THE EXERCISE |
Return the listing below verbatim. Pictures do not belong in the copy.
________________
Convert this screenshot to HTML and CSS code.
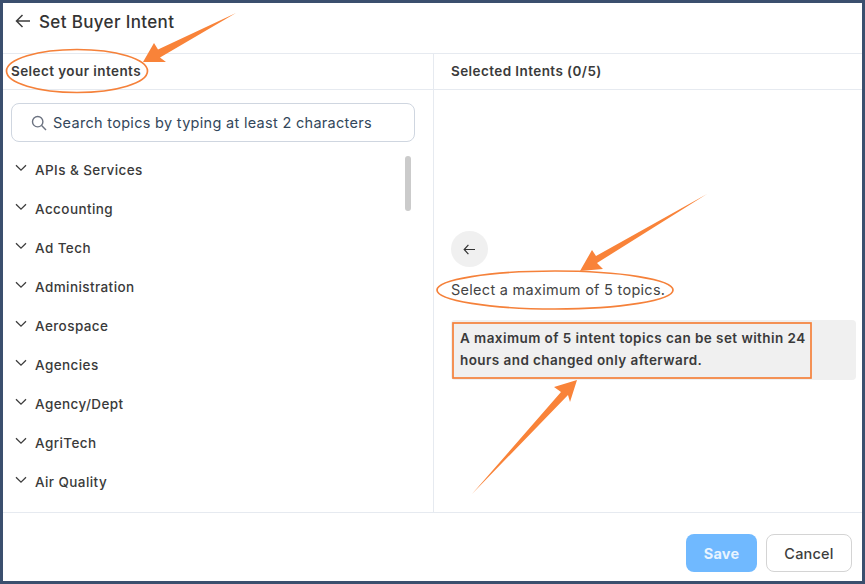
FILE: index.html
```html
<!DOCTYPE html>
<html lang="en">
<head>
<meta charset="utf-8">
<title>Set Buyer Intent</title>
<link rel="stylesheet" href="styles.css">
</head>
<body>
<div class="frame">
  <header class="top">
    <svg class="back" viewBox="0 0 16 16" width="16" height="16"><path d="M15 8H1.5M7.5 2 1.5 8l6 6" fill="none" stroke="#3d3d3d" stroke-width="1.5"/></svg>
    <h1>Set Buyer Intent</h1>
  </header>
  <main class="cols">
    <section class="left">
      <div class="colhead">Select your intents</div>
      <div class="searchwrap">
        <div class="search">
          <svg viewBox="0 0 16 16" width="16" height="16"><circle cx="6.7" cy="6.7" r="5.2" fill="none" stroke="#6b7280" stroke-width="1.4"/><path d="m10.6 10.6 4.4 4.4" stroke="#6b7280" stroke-width="1.4"/></svg>
          <span>Search topics by typing at least 2 characters</span>
        </div>
      </div>
      <div class="listwrap">
        <ul class="list">
          <li><svg viewBox="0 0 12 8" width="12" height="8"><path d="m1 1.2 5 5 5-5" fill="none" stroke="#3d3d3d" stroke-width="1.3"/></svg>APIs &amp; Services</li>
          <li><svg viewBox="0 0 12 8" width="12" height="8"><path d="m1 1.2 5 5 5-5" fill="none" stroke="#3d3d3d" stroke-width="1.3"/></svg>Accounting</li>
          <li><svg viewBox="0 0 12 8" width="12" height="8"><path d="m1 1.2 5 5 5-5" fill="none" stroke="#3d3d3d" stroke-width="1.3"/></svg>Ad Tech</li>
          <li><svg viewBox="0 0 12 8" width="12" height="8"><path d="m1 1.2 5 5 5-5" fill="none" stroke="#3d3d3d" stroke-width="1.3"/></svg>Administration</li>
          <li><svg viewBox="0 0 12 8" width="12" height="8"><path d="m1 1.2 5 5 5-5" fill="none" stroke="#3d3d3d" stroke-width="1.3"/></svg>Aerospace</li>
          <li><svg viewBox="0 0 12 8" width="12" height="8"><path d="m1 1.2 5 5 5-5" fill="none" stroke="#3d3d3d" stroke-width="1.3"/></svg>Agencies</li>
          <li><svg viewBox="0 0 12 8" width="12" height="8"><path d="m1 1.2 5 5 5-5" fill="none" stroke="#3d3d3d" stroke-width="1.3"/></svg>Agency/Dept</li>
          <li><svg viewBox="0 0 12 8" width="12" height="8"><path d="m1 1.2 5 5 5-5" fill="none" stroke="#3d3d3d" stroke-width="1.3"/></svg>AgriTech</li>
          <li><svg viewBox="0 0 12 8" width="12" height="8"><path d="m1 1.2 5 5 5-5" fill="none" stroke="#3d3d3d" stroke-width="1.3"/></svg>Air Quality</li>
        </ul>
        <div class="scrollbar"></div>
      </div>
    </section>
    <section class="right">
      <div class="colhead">Selected Intents (0/5)</div>
      <div class="empty">
        <div class="circle"><svg viewBox="0 0 14 12" width="13" height="11"><path d="M13 6H1.2M5.8 1 1.2 6l4.6 5" fill="none" stroke="#333" stroke-width="1.3"/></svg></div>
        <p class="hint">Select a maximum of 5 topics.</p>
        <div class="note">A maximum of 5 intent topics can be set within 24<br>hours and changed only afterward.</div>
      </div>
    </section>
  </main>
  <footer class="foot">
    <button class="save">Save</button>
    <button class="cancel">Cancel</button>
  </footer>
</div>
<svg class="marks" viewBox="0 0 865 584" width="865" height="584">
  <g fill="none" stroke="#f5813a" stroke-width="1.7">
    <ellipse cx="77" cy="71" rx="70.5" ry="21.5"/>
    <ellipse cx="555" cy="290" rx="118" ry="19"/>
    <rect x="453" y="323" width="358" height="55"/>
  </g>
  <g fill="#f98339">
    <polygon points="236,13 158,49.5 154,43 143,62 166,62 160,57.5"/>
    <polygon points="707,194 596,256 592,250 580,271 603,269 597,263"/>
    <polygon points="472,494 561,392 554,387 577,380 570,402 568,395"/>
  </g>
</svg>
</body>
</html>
```
FILE: styles.css
```css
* { box-sizing: border-box; }
html, body { margin: 0; padding: 0; }
body { width: 865px; height: 584px; overflow: hidden; background: #3b4f6e; position: relative; font-family: "Inter", "Liberation Sans", sans-serif; color: #3a3a3a; }
.frame { margin: 3px; width: 859px; height: 578px; background: #fff; display: flex; flex-direction: column; }
.top { height: 51px; flex: none; display: flex; align-items: flex-start; gap: 8px; padding: 9px 0 0 12px; border-bottom: 1px solid #e6eaf0; }
.back { margin-top: 1px; }
.top h1 { margin: 0; font-size: 17px; line-height: 21px; font-weight: 500; letter-spacing: .35px; color: #333; }
.cols { flex: 1; display: flex; min-height: 0; }
.left { width: 431px; flex: none; border-right: 1px solid #e6eaf0; display: flex; flex-direction: column; min-height: 0; }
.colhead { height: 36px; flex: none; border-bottom: 1px solid #e6eaf0; font-size: 13.5px; letter-spacing: .42px; font-weight: 600; line-height: 35px; padding-left: 8px; color: #3a3a3a; }
.right .colhead { padding-left: 17px; }
.searchwrap { padding: 13px 18px 0 8px; flex: none; }
.search { height: 39px; border: 1px solid #cfd6e0; border-radius: 8px; display: flex; align-items: center; gap: 6px; padding-left: 19px; font-size: 14.5px; letter-spacing: .3px; color: #33475b; }
.listwrap { flex: 1; position: relative; min-height: 0; overflow: hidden; }
.list { list-style: none; margin: 0; padding: 8px 0 0 12px; }
.list li { height: 39px; display: flex; align-items: center; gap: 8px; font-size: 13.5px; letter-spacing: .42px; font-weight: 500; color: #3a3a3a; }
.list li svg { margin-top: -4px; flex: none; }
.scrollbar { position: absolute; left: 402px; top: 14px; width: 6px; height: 55px; border-radius: 3px; background: #cbcbcb; }
.right { flex: 1; min-width: 0; display: flex; flex-direction: column; }
.empty { flex: 1; padding: 141px 6px 0 17px; }
.circle { width: 37px; height: 36px; border-radius: 50%; background: #f0f0f0; display: flex; align-items: center; justify-content: center; }
.hint { margin: 13px 0 0; font-size: 14.5px; letter-spacing: .28px; line-height: 20px; color: #444; }
.note { margin-top: 20px; height: 60px; background: #f0f0f0; border-radius: 4px; padding: 7px 0 0 9px; font-size: 13.5px; letter-spacing: .43px; line-height: 22px; font-weight: 600; color: #3a3a3a; }
.foot { height: 69px; flex: none; border-top: 1px solid #e6eaf0; display: flex; justify-content: flex-end; align-items: flex-start; gap: 9px; padding: 21px 10px 0 0; }
.foot button { height: 38px; border-radius: 8px; font-family: inherit; font-size: 14.5px; letter-spacing: .2px; }
.save { width: 71px; background: #70b9ff; border: none; color: #e8f4ff; font-weight: 700; }
.cancel { width: 86px; background: #fff; border: 1px solid #d4d4d4; color: #3d3d3d; font-weight: 500; }
.marks { position: absolute; left: 0; top: 0; pointer-events: none; }
```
________________
TASK RESPONSE |
Convert this screenshot to HTML and CSS code.
FILE: index.html
```html
<!DOCTYPE html>
<html lang="en">
<head>
<meta charset="utf-8">
<title>Set Buyer Intent</title>
<link rel="stylesheet" href="styles.css">
</head>
<body>
<div class="frame">
  <header class="top">
    <svg class="back" viewBox="0 0 16 16" width="16" height="16"><path d="M15 8H1.5M7.5 2 1.5 8l6 6" fill="none" stroke="#3d3d3d" stroke-width="1.5"/></svg>
    <h1>Set Buyer Intent</h1>
  </header>
  <main class="cols">
    <section class="left">
      <div class="colhead">Select your intents</div>
      <div class="searchwrap">
        <div class="search">
          <svg viewBox="0 0 16 16" width="16" height="16"><circle cx="6.7" cy="6.7" r="5.2" fill="none" stroke="#6b7280" stroke-width="1.4"/><path d="m10.6 10.6 4.4 4.4" stroke="#6b7280" stroke-width="1.4"/></svg>
          <span>Search topics by typing at least 2 characters</span>
        </div>
      </div>
      <div class="listwrap">
        <ul class="list">
          <li><svg viewBox="0 0 12 8" width="12" height="8"><path d="m1 1.2 5 5 5-5" fill="none" stroke="#3d3d3d" stroke-width="1.3"/></svg>APIs &amp; Services</li>
          <li><svg viewBox="0 0 12 8" width="12" height="8"><path d="m1 1.2 5 5 5-5" fill="none" stroke="#3d3d3d" stroke-width="1.3"/></svg>Accounting</li>
          <li><svg viewBox="0 0 12 8" width="12" height="8"><path d="m1 1.2 5 5 5-5" fill="none" stroke="#3d3d3d" stroke-width="1.3"/></svg>Ad Tech</li>
          <li><svg viewBox="0 0 12 8" width="12" height="8"><path d="m1 1.2 5 5 5-5" fill="none" stroke="#3d3d3d" stroke-width="1.3"/></svg>Administration</li>
          <li><svg viewBox="0 0 12 8" width="12" height="8"><path d="m1 1.2 5 5 5-5" fill="none" stroke="#3d3d3d" stroke-width="1.3"/></svg>Aerospace</li>
          <li><svg viewBox="0 0 12 8" width="12" height="8"><path d="m1 1.2 5 5 5-5" fill="none" stroke="#3d3d3d" stroke-width="1.3"/></svg>Agencies</li>
          <li><svg viewBox="0 0 12 8" width="12" height="8"><path d="m1 1.2 5 5 5-5" fill="none" stroke="#3d3d3d" stroke-width="1.3"/></svg>Agency/Dept</li>
          <li><svg viewBox="0 0 12 8" width="12" height="8"><path d="m1 1.2 5 5 5-5" fill="none" stroke="#3d3d3d" stroke-width="1.3"/></svg>AgriTech</li>
          <li><svg viewBox="0 0 12 8" width="12" height="8"><path d="m1 1.2 5 5 5-5" fill="none" stroke="#3d3d3d" stroke-width="1.3"/></svg>Air Quality</li>
        </ul>
        <div class="scrollbar"></div>
      </div>
    </section>
    <section class="right">
      <div class="colhead">Selected Intents (0/5)</div>
      <div class="empty">
        <div class="circle"><svg viewBox="0 0 14 12" width="13" height="11"><path d="M13 6H1.2M5.8 1 1.2 6l4.6 5" fill="none" stroke="#333" stroke-width="1.3"/></svg></div>
        <p class="hint">Select a maximum of 5 topics.</p>
        <div class="note">A maximum of 5 intent topics can be set within 24<br>hours and changed only afterward.</div>
      </div>
    </section>
  </main>
  <footer class="foot">
    <button class="save">Save</button>
    <button class="cancel">Cancel</button>
  </footer>
</div>
<svg class="marks" viewBox="0 0 865 584" width="865" height="584">
  <g fill="none" stroke="#f5813a" stroke-width="1.7">
    <ellipse cx="77" cy="71" rx="70.5" ry="21.5"/>
    <ellipse cx="555" cy="290" rx="118" ry="19"/>
    <rect x="453" y="323" width="358" height="55"/>
  </g>
  <g fill="#f98339">
    <polygon points="236,13 158,49.5 154,43 143,62 166,62 160,57.5"/>
    <polygon points="707,194 596,256 592,250 580,271 603,269 597,263"/>
    <polygon points="472,494 561,392 554,387 577,380 570,402 568,395"/>
  </g>
</svg>
</body>
</html>
```
FILE: styles.css
```css
* { box-sizing: border-box; }
html, body { margin: 0; padding: 0; }
body { width: 865px; height: 584px; overflow: hidden; background: #3b4f6e; position: relative; font-family: "Inter", "Liberation Sans", sans-serif; color: #3a3a3a; }
.frame { margin: 3px; width: 859px; height: 578px; background: #fff; display: flex; flex-direction: column; }
.top { height: 51px; flex: none; display: flex; align-items: flex-start; gap: 8px; padding: 9px 0 0 12px; border-bottom: 1px solid #e6eaf0; }
.back { margin-top: 1px; }
.top h1 { margin: 0; font-size: 17px; line-height: 21px; font-weight: 500; letter-spacing: .35px; color: #333; }
.cols { flex: 1; display: flex; min-height: 0; }
.left { width: 431px; flex: none; border-right: 1px solid #e6eaf0; display: flex; flex-direction: column; min-height: 0; }
.colhead { height: 36px; flex: none; border-bottom: 1px solid #e6eaf0; font-size: 13.5px; letter-spacing: .42px; font-weight: 600; line-height: 35px; padding-left: 8px; color: #3a3a3a; }
.right .colhead { padding-left: 17px; }
.searchwrap { padding: 13px 18px 0 8px; flex: none; }
.search { height: 39px; border: 1px solid #cfd6e0; border-radius: 8px; display: flex; align-items: center; gap: 6px; padding-left: 19px; font-size: 14.5px; letter-spacing: .3px; color: #33475b; }
.listwrap { flex: 1; position: relative; min-height: 0; overflow: hidden; }
.list { list-style: none; margin: 0; padding: 8px 0 0 12px; }
.list li { height: 39px; display: flex; align-items: center; gap: 8px; font-size: 13.5px; letter-spacing: .42px; font-weight: 500; color: #3a3a3a; }
.list li svg { margin-top: -4px; flex: none; }
.scrollbar { position: absolute; left: 402px; top: 14px; width: 6px; height: 55px; border-radius: 3px; background: #cbcbcb; }
.right { flex: 1; min-width: 0; display: flex; flex-direction: column; }
.empty { flex: 1; padding: 141px 6px 0 17px; }
.circle { width: 37px; height: 36px; border-radius: 50%; background: #f0f0f0; display: flex; align-items: center; justify-content: center; }
.hint { margin: 13px 0 0; font-size: 14.5px; letter-spacing: .28px; line-height: 20px; color: #444; }
.note { margin-top: 20px; height: 60px; background: #f0f0f0; border-radius: 4px; padding: 7px 0 0 9px; font-size: 13.5px; letter-spacing: .43px; line-height: 22px; font-weight: 600; color: #3a3a3a; }
.foot { height: 69px; flex: none; border-top: 1px solid #e6eaf0; display: flex; justify-content: flex-end; align-items: flex-start; gap: 9px; padding: 21px 10px 0 0; }
.foot button { height: 38px; border-radius: 8px; font-family: inherit; font-size: 14.5px; letter-spacing: .2px; }
.save { width: 71px; background: #70b9ff; border: none; color: #e8f4ff; font-weight: 700; }
.cancel { width: 86px; background: #fff; border: 1px solid #d4d4d4; color: #3d3d3d; font-weight: 500; }
.marks { position: absolute; left: 0; top: 0; pointer-events: none; }
```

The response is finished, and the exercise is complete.